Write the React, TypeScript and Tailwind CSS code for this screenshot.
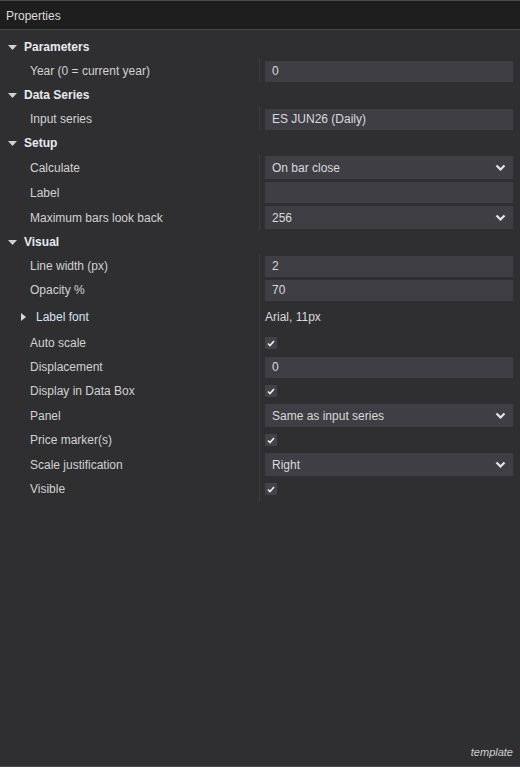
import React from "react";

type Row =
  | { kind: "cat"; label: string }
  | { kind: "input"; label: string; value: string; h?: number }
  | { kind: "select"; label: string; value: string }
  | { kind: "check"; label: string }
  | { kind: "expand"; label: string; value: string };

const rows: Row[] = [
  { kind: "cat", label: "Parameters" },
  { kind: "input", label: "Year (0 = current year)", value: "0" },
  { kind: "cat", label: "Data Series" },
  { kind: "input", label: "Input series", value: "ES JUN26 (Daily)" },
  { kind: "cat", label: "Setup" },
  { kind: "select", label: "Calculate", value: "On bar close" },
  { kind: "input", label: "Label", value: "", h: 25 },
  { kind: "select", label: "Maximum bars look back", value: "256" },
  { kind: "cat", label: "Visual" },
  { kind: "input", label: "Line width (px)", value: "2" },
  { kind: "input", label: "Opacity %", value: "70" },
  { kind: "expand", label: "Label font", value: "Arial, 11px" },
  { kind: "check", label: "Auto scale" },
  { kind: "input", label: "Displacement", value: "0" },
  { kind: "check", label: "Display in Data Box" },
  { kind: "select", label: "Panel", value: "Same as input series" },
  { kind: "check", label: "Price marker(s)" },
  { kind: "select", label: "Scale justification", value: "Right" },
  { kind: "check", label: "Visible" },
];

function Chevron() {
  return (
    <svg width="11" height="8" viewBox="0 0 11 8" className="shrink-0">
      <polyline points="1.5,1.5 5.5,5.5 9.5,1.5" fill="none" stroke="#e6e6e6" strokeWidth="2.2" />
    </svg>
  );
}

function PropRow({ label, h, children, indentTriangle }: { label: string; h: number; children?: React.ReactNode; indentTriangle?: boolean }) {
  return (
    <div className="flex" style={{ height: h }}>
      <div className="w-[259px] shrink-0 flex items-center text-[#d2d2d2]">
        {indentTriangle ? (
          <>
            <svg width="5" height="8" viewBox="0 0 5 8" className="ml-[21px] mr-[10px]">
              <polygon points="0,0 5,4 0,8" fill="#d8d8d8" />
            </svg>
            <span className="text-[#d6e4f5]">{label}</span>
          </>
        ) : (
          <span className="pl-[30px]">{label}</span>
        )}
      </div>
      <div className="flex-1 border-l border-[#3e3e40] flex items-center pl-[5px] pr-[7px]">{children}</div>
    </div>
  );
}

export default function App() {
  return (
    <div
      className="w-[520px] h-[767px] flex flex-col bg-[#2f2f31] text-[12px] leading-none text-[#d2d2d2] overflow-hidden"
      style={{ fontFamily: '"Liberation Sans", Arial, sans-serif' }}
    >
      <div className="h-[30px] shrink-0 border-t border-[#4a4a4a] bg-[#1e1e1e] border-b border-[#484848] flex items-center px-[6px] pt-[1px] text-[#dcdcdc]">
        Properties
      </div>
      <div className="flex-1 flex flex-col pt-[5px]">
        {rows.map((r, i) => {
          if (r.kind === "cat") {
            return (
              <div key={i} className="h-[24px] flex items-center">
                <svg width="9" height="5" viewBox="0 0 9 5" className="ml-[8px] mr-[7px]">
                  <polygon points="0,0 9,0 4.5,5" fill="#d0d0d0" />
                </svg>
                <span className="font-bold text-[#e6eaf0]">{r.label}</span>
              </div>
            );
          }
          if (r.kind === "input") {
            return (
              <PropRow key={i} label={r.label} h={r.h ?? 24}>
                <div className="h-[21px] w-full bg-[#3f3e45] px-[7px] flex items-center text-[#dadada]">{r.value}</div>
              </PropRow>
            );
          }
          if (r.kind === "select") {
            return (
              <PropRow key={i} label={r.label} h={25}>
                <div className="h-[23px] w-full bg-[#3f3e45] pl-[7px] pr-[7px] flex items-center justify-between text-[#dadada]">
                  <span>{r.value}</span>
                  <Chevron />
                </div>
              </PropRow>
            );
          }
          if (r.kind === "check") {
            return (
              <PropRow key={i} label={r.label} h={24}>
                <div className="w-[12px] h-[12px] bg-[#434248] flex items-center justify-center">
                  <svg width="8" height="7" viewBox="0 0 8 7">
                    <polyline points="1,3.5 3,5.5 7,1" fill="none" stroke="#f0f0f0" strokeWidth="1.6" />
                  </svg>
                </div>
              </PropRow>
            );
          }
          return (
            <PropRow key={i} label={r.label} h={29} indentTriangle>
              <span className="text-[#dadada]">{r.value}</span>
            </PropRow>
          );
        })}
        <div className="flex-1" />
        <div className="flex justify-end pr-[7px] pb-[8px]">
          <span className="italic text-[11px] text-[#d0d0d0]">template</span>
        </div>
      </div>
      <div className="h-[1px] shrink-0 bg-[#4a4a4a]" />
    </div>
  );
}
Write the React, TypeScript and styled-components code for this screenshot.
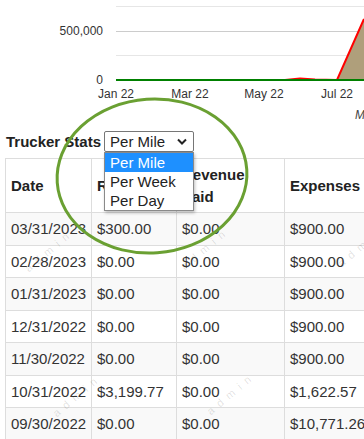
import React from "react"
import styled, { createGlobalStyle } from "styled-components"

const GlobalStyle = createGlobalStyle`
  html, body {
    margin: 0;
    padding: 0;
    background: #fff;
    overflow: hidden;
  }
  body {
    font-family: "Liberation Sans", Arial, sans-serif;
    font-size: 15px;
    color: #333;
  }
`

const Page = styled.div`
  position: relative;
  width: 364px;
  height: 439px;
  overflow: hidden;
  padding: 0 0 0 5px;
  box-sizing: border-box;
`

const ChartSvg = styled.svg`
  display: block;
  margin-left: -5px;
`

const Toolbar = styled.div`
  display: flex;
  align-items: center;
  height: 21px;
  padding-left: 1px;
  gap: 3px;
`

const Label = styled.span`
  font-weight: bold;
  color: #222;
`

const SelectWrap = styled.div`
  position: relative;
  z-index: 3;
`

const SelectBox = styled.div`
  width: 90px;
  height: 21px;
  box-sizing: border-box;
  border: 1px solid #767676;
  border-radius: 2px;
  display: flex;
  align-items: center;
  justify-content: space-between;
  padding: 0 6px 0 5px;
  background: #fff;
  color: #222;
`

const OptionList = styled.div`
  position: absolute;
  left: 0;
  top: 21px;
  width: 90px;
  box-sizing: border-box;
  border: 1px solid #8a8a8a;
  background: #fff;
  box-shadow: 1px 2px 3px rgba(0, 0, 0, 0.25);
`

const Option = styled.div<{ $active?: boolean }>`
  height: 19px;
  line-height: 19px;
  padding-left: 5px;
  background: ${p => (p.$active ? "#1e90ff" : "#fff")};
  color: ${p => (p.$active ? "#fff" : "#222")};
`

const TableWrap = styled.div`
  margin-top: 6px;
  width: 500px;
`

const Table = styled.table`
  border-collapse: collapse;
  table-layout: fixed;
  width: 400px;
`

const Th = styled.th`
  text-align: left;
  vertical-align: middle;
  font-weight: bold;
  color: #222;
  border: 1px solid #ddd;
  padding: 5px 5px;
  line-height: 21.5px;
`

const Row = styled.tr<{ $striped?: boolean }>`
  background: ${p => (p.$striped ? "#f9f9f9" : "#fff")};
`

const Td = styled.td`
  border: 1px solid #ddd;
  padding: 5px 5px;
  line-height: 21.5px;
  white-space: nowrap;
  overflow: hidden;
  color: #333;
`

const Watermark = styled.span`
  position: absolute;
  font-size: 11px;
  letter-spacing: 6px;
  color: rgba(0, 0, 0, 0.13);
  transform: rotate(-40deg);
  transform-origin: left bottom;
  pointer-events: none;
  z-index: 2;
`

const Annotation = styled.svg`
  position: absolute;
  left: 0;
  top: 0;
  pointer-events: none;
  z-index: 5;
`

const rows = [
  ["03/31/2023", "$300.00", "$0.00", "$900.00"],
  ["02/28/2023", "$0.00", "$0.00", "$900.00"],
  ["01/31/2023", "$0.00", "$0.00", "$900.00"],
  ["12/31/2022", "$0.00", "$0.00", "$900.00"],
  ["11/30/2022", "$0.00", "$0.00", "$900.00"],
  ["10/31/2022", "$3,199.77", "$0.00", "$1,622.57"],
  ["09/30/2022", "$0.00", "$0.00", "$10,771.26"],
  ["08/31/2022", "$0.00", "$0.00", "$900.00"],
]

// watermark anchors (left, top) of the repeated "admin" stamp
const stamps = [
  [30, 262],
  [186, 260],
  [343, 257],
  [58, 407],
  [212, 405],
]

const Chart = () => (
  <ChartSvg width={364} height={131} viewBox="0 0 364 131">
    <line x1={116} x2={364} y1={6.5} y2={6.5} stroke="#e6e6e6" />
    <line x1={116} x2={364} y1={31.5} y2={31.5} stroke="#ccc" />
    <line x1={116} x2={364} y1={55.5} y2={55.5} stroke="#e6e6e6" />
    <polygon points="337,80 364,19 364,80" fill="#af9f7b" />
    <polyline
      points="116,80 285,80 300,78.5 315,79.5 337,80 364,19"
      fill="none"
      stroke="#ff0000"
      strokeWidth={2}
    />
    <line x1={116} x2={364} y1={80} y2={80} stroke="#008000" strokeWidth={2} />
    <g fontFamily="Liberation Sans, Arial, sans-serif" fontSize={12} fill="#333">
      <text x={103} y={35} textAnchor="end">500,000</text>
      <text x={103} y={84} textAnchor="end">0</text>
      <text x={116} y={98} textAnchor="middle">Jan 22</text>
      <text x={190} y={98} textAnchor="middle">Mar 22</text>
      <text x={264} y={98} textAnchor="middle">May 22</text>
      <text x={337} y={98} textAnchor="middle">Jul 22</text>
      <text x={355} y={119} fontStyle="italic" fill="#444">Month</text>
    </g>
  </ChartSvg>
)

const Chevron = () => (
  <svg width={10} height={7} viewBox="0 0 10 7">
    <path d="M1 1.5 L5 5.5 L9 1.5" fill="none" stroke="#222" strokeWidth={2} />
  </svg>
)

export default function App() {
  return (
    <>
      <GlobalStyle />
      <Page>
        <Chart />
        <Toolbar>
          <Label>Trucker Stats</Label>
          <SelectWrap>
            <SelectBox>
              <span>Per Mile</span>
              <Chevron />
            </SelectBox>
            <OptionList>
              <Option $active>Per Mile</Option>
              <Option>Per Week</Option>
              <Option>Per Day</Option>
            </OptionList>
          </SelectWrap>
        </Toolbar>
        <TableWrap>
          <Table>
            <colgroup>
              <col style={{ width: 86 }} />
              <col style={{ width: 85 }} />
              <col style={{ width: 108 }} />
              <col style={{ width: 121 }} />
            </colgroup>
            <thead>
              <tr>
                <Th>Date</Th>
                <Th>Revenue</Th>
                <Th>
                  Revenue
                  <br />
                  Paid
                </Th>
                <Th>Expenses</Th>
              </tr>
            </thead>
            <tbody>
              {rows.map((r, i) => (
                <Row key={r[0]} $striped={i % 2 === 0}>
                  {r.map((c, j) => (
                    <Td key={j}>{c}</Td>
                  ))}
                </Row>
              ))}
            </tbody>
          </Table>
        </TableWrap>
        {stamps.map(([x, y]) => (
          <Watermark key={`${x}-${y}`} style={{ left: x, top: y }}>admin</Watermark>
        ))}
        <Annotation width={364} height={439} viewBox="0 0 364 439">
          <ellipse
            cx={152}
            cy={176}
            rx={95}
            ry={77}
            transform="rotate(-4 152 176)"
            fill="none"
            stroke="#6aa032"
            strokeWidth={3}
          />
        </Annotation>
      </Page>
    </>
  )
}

What is being asked. Each line in the data that holds the string "Write" should be found and copied.

Task response.
Write the React, TypeScript and Tailwind CSS code for this screenshot.
Write the React, TypeScript and styled-components code for this screenshot.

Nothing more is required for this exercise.